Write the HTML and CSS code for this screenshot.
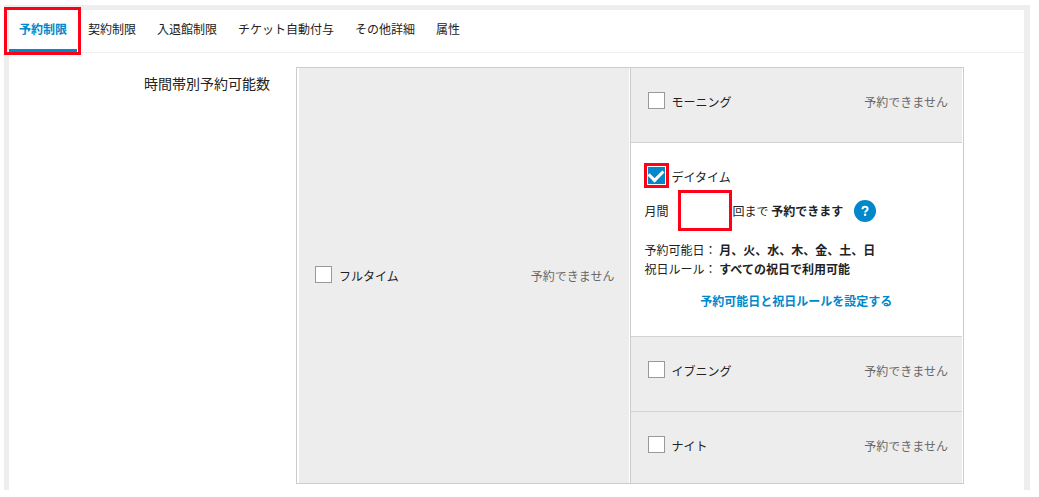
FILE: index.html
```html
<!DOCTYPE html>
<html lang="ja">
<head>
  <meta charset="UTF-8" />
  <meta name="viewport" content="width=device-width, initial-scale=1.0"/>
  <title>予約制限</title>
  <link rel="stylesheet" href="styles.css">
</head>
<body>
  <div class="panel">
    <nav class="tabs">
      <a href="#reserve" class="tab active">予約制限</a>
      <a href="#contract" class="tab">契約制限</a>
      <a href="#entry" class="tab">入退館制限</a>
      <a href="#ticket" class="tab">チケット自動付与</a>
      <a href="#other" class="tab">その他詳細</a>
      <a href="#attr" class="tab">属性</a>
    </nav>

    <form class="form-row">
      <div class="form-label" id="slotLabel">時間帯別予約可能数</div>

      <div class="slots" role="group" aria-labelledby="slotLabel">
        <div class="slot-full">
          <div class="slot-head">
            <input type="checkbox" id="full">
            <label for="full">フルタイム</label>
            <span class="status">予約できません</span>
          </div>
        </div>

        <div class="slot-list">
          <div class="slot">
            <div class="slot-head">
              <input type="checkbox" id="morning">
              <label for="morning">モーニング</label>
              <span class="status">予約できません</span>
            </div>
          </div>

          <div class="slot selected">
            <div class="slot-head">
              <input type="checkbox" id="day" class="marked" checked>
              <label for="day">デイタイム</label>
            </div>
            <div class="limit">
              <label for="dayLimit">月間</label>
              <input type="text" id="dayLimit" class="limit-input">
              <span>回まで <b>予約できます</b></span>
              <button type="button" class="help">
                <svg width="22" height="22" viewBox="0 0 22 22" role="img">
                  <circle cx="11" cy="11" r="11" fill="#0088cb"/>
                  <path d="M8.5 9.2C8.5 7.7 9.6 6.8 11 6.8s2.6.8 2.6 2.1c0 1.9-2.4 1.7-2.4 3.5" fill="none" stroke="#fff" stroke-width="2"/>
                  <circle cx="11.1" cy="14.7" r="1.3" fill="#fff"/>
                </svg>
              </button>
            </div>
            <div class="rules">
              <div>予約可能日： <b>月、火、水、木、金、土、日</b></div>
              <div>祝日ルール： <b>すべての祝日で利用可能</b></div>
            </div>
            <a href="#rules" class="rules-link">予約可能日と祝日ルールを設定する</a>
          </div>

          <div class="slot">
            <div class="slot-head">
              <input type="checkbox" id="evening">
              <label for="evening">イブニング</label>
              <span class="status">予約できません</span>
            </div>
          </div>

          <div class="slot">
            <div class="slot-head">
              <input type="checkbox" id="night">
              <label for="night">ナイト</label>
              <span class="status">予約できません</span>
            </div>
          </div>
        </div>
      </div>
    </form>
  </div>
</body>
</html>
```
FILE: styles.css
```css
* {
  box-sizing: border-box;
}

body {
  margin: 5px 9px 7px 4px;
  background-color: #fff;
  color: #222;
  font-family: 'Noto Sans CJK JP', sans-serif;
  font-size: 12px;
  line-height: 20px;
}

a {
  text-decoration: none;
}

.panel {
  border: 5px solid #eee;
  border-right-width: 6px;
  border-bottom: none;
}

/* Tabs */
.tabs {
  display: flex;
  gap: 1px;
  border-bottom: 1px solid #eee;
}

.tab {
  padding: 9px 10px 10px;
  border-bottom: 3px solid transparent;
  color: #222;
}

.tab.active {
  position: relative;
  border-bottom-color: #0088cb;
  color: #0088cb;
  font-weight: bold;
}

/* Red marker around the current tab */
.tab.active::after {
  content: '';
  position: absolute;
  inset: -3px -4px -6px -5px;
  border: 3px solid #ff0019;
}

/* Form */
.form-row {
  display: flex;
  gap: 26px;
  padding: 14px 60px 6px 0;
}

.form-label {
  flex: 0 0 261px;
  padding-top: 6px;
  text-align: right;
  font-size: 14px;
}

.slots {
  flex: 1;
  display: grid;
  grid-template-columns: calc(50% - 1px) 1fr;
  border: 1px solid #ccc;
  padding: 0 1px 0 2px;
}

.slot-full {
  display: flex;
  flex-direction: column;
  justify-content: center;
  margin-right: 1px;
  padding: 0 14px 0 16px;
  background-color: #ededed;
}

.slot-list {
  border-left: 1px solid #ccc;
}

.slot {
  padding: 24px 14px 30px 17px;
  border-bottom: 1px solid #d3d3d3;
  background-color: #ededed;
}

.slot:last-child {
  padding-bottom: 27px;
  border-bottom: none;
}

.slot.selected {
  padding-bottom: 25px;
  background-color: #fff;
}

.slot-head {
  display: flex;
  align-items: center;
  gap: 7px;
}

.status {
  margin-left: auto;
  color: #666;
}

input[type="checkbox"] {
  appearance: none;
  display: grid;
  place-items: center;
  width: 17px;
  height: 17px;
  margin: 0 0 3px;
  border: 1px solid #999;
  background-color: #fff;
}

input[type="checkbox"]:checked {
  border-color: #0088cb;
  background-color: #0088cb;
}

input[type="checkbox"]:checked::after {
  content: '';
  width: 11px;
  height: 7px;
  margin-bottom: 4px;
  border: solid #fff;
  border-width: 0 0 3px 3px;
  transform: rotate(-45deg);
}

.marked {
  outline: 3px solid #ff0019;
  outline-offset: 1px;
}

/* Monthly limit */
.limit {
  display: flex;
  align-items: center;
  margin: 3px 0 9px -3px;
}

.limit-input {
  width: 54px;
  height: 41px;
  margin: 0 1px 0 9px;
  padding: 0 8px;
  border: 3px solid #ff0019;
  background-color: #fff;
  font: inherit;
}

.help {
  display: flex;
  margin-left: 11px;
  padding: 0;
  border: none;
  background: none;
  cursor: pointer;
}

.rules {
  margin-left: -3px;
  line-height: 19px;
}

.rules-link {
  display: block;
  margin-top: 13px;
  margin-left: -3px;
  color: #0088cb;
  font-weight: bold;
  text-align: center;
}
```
########################################
Set task:
Write the material out again exactly as it appears, dropping the pictures.

Worked solution:
Write the HTML and CSS code for this screenshot.
FILE: index.html
```html
<!DOCTYPE html>
<html lang="ja">
<head>
  <meta charset="UTF-8" />
  <meta name="viewport" content="width=device-width, initial-scale=1.0"/>
  <title>予約制限</title>
  <link rel="stylesheet" href="styles.css">
</head>
<body>
  <div class="panel">
    <nav class="tabs">
      <a href="#reserve" class="tab active">予約制限</a>
      <a href="#contract" class="tab">契約制限</a>
      <a href="#entry" class="tab">入退館制限</a>
      <a href="#ticket" class="tab">チケット自動付与</a>
      <a href="#other" class="tab">その他詳細</a>
      <a href="#attr" class="tab">属性</a>
    </nav>

    <form class="form-row">
      <div class="form-label" id="slotLabel">時間帯別予約可能数</div>

      <div class="slots" role="group" aria-labelledby="slotLabel">
        <div class="slot-full">
          <div class="slot-head">
            <input type="checkbox" id="full">
            <label for="full">フルタイム</label>
            <span class="status">予約できません</span>
          </div>
        </div>

        <div class="slot-list">
          <div class="slot">
            <div class="slot-head">
              <input type="checkbox" id="morning">
              <label for="morning">モーニング</label>
              <span class="status">予約できません</span>
            </div>
          </div>

          <div class="slot selected">
            <div class="slot-head">
              <input type="checkbox" id="day" class="marked" checked>
              <label for="day">デイタイム</label>
            </div>
            <div class="limit">
              <label for="dayLimit">月間</label>
              <input type="text" id="dayLimit" class="limit-input">
              <span>回まで <b>予約できます</b></span>
              <button type="button" class="help">
                <svg width="22" height="22" viewBox="0 0 22 22" role="img">
                  <circle cx="11" cy="11" r="11" fill="#0088cb"/>
                  <path d="M8.5 9.2C8.5 7.7 9.6 6.8 11 6.8s2.6.8 2.6 2.1c0 1.9-2.4 1.7-2.4 3.5" fill="none" stroke="#fff" stroke-width="2"/>
                  <circle cx="11.1" cy="14.7" r="1.3" fill="#fff"/>
                </svg>
              </button>
            </div>
            <div class="rules">
              <div>予約可能日： <b>月、火、水、木、金、土、日</b></div>
              <div>祝日ルール： <b>すべての祝日で利用可能</b></div>
            </div>
            <a href="#rules" class="rules-link">予約可能日と祝日ルールを設定する</a>
          </div>

          <div class="slot">
            <div class="slot-head">
              <input type="checkbox" id="evening">
              <label for="evening">イブニング</label>
              <span class="status">予約できません</span>
            </div>
          </div>

          <div class="slot">
            <div class="slot-head">
              <input type="checkbox" id="night">
              <label for="night">ナイト</label>
              <span class="status">予約できません</span>
            </div>
          </div>
        </div>
      </div>
    </form>
  </div>
</body>
</html>
```
FILE: styles.css
```css
* {
  box-sizing: border-box;
}

body {
  margin: 5px 9px 7px 4px;
  background-color: #fff;
  color: #222;
  font-family: 'Noto Sans CJK JP', sans-serif;
  font-size: 12px;
  line-height: 20px;
}

a {
  text-decoration: none;
}

.panel {
  border: 5px solid #eee;
  border-right-width: 6px;
  border-bottom: none;
}

/* Tabs */
.tabs {
  display: flex;
  gap: 1px;
  border-bottom: 1px solid #eee;
}

.tab {
  padding: 9px 10px 10px;
  border-bottom: 3px solid transparent;
  color: #222;
}

.tab.active {
  position: relative;
  border-bottom-color: #0088cb;
  color: #0088cb;
  font-weight: bold;
}

/* Red marker around the current tab */
.tab.active::after {
  content: '';
  position: absolute;
  inset: -3px -4px -6px -5px;
  border: 3px solid #ff0019;
}

/* Form */
.form-row {
  display: flex;
  gap: 26px;
  padding: 14px 60px 6px 0;
}

.form-label {
  flex: 0 0 261px;
  padding-top: 6px;
  text-align: right;
  font-size: 14px;
}

.slots {
  flex: 1;
  display: grid;
  grid-template-columns: calc(50% - 1px) 1fr;
  border: 1px solid #ccc;
  padding: 0 1px 0 2px;
}

.slot-full {
  display: flex;
  flex-direction: column;
  justify-content: center;
  margin-right: 1px;
  padding: 0 14px 0 16px;
  background-color: #ededed;
}

.slot-list {
  border-left: 1px solid #ccc;
}

.slot {
  padding: 24px 14px 30px 17px;
  border-bottom: 1px solid #d3d3d3;
  background-color: #ededed;
}

.slot:last-child {
  padding-bottom: 27px;
  border-bottom: none;
}

.slot.selected {
  padding-bottom: 25px;
  background-color: #fff;
}

.slot-head {
  display: flex;
  align-items: center;
  gap: 7px;
}

.status {
  margin-left: auto;
  color: #666;
}

input[type="checkbox"] {
  appearance: none;
  display: grid;
  place-items: center;
  width: 17px;
  height: 17px;
  margin: 0 0 3px;
  border: 1px solid #999;
  background-color: #fff;
}

input[type="checkbox"]:checked {
  border-color: #0088cb;
  background-color: #0088cb;
}

input[type="checkbox"]:checked::after {
  content: '';
  width: 11px;
  height: 7px;
  margin-bottom: 4px;
  border: solid #fff;
  border-width: 0 0 3px 3px;
  transform: rotate(-45deg);
}

.marked {
  outline: 3px solid #ff0019;
  outline-offset: 1px;
}

/* Monthly limit */
.limit {
  display: flex;
  align-items: center;
  margin: 3px 0 9px -3px;
}

.limit-input {
  width: 54px;
  height: 41px;
  margin: 0 1px 0 9px;
  padding: 0 8px;
  border: 3px solid #ff0019;
  background-color: #fff;
  font: inherit;
}

.help {
  display: flex;
  margin-left: 11px;
  padding: 0;
  border: none;
  background: none;
  cursor: pointer;
}

.rules {
  margin-left: -3px;
  line-height: 19px;
}

.rules-link {
  display: block;
  margin-top: 13px;
  margin-left: -3px;
  color: #0088cb;
  font-weight: bold;
  text-align: center;
}
```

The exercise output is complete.